Enquanto isso, logo em seguida à proclamação da República, o processo de transferência da capital mineira, de Ouro Preto para Belo Horizonte, foi início do golpe covarde e desumano, perpetrado pelos republicanos contra uma economia totalmente dependente da máquina e dos negócios de governo. Não se entendam estas críticas como posição contrária à transferência da capital para outra localidade. A transferência era necessária, por várias razões. Questiona-se a forma como foi feita, sem qualquer preparo da cidade e sua população, para viver e se desenvolver de forma autônoma como qualquer outra localidade. Em nenhum momento, os políticos pensaram na miséria a que seria entregue a população ouro-pretana com o êxodo da estrutura de governo e de todos os negócios a girar à sua volta. Embora com muito sacrifício, sofrimento e lágrimas, o abandono da cidade teve como bom resultado, a preservação de suas características. Não fosse isso, Ouro Preto tal como se conhece, atualmente, não mais existiria!

Por ter, aquela época, uma economia autossustentável, Cachoeira do Campo livrou-se, em parte, das consequências da mudança da capital, mas quem tinha negócios ligados a outros estabelecidos, na sede municipal, amargou sérios prejuízos.

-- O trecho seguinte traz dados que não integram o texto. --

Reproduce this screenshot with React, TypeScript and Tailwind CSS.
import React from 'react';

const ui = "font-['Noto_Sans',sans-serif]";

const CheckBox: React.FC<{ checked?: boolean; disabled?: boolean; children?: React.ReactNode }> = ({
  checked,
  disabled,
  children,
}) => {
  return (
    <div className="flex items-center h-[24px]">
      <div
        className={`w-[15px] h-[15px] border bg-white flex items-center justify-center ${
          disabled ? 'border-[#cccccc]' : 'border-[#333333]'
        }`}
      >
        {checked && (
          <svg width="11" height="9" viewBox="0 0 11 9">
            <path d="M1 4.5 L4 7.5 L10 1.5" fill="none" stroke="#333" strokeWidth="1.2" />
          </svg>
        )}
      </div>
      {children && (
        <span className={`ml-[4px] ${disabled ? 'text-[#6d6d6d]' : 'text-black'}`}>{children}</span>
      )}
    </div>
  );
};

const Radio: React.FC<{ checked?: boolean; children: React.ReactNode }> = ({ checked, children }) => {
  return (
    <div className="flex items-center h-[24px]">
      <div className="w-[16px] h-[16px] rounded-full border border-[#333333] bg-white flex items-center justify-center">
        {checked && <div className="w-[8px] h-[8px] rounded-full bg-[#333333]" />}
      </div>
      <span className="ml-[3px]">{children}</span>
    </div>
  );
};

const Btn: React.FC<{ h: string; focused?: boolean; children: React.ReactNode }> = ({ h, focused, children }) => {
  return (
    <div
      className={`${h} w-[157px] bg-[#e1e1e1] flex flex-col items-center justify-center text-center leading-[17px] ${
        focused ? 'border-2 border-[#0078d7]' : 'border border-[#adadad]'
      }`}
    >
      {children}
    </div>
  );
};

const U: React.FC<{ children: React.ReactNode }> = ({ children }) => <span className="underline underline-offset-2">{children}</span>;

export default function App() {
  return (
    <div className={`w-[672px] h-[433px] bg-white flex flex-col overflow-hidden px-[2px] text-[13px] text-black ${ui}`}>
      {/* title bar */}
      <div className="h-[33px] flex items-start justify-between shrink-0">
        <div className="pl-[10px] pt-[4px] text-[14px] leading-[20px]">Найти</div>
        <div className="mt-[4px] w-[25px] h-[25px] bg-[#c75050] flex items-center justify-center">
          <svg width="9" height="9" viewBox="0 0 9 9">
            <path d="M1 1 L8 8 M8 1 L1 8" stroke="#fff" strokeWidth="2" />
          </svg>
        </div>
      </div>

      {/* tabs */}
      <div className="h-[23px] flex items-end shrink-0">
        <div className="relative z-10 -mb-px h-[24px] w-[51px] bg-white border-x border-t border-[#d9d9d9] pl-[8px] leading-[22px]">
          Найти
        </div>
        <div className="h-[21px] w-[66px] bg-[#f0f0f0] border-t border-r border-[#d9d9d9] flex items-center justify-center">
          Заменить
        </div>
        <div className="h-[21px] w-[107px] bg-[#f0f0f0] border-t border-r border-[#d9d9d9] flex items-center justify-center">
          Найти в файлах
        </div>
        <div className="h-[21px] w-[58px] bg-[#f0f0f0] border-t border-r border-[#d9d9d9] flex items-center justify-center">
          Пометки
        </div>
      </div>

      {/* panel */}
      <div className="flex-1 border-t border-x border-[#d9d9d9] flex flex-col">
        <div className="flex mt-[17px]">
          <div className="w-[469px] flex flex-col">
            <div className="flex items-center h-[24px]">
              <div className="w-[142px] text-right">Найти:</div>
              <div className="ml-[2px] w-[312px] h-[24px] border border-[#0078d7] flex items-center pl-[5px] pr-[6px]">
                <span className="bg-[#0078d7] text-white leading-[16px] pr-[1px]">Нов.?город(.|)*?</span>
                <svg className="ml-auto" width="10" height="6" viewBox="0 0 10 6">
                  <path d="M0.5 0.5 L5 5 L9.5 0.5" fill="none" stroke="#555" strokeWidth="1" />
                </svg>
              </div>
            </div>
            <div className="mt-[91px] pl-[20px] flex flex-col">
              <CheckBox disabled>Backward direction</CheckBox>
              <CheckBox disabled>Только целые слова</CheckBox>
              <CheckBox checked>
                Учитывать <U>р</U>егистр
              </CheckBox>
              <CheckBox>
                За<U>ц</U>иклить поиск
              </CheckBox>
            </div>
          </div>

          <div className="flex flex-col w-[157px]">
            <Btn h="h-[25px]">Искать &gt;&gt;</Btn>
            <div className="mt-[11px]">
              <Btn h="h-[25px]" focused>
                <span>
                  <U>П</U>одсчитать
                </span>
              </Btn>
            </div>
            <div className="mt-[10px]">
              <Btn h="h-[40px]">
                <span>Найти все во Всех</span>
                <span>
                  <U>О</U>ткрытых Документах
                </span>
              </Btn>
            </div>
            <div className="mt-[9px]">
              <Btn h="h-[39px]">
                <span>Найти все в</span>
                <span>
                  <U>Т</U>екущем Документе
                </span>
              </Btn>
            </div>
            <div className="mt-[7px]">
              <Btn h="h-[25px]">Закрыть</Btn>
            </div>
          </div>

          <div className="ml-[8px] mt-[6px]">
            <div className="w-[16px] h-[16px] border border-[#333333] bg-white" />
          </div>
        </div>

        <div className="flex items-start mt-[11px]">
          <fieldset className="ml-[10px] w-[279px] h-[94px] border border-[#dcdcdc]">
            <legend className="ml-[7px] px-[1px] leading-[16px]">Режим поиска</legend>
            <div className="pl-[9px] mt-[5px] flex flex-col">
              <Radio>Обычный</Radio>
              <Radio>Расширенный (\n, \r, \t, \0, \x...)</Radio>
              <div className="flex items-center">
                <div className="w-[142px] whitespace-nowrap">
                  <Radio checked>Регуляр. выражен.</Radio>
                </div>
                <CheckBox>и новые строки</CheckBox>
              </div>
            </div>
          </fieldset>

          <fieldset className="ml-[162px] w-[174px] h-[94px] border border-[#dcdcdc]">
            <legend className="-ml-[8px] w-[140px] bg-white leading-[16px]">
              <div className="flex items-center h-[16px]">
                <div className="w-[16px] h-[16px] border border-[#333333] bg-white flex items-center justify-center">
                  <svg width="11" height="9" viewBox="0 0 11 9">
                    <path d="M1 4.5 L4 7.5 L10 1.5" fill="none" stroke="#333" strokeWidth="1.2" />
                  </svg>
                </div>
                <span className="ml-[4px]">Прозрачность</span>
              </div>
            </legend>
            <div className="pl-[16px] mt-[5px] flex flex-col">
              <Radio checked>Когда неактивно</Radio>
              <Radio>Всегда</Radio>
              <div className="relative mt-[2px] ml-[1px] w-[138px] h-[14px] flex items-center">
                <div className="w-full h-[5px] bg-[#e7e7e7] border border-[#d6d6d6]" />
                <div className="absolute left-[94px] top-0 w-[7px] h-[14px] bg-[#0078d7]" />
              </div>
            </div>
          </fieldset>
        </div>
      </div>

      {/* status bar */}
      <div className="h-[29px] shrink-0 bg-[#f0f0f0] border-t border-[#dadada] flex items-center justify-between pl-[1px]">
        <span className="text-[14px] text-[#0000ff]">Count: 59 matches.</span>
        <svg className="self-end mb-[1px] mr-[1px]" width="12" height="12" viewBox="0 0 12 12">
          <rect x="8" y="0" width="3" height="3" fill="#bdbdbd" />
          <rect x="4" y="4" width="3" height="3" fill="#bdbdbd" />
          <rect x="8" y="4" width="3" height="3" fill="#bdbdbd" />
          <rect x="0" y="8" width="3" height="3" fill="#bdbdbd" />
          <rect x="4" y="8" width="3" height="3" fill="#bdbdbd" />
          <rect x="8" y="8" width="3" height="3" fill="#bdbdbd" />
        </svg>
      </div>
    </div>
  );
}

Quanto à atividade tropeira, esta entrou em processo de decadência, incapaz de competir com um comboio ferroviário que, talvez, transportasse numa viagem o que todas as tropas cachoeirenses transportariam num ano. Encerrava-se assim, desoladamente, para Cachoeira, o século XIX, cujo início trouxera tantas esperanças com a transferência da corte portuguesa para o Brasil. Quando entrou o século XX, Cachoeira do Campo, que já havia perdido status de principal freguesia (assim se chamava um distrito) da capital, ficou mais isolada de tudo. O eixo do desenvolvimento se deslocou para as margens da ferrovia, fomentando empreendimentos e o surgimento de novas localidades. Foi o caso do distrito de Miguel Burnier, criado a partir da instalação de uma siderúrgica e do desmembramento do território de Cachoeira do Campo. Além de tudo, Cachoeira do Campo perdeu a maior de seu território para formar os distritos de Santo Antônio do Leite, Engenheiro Corrêa e Miguel Burnier.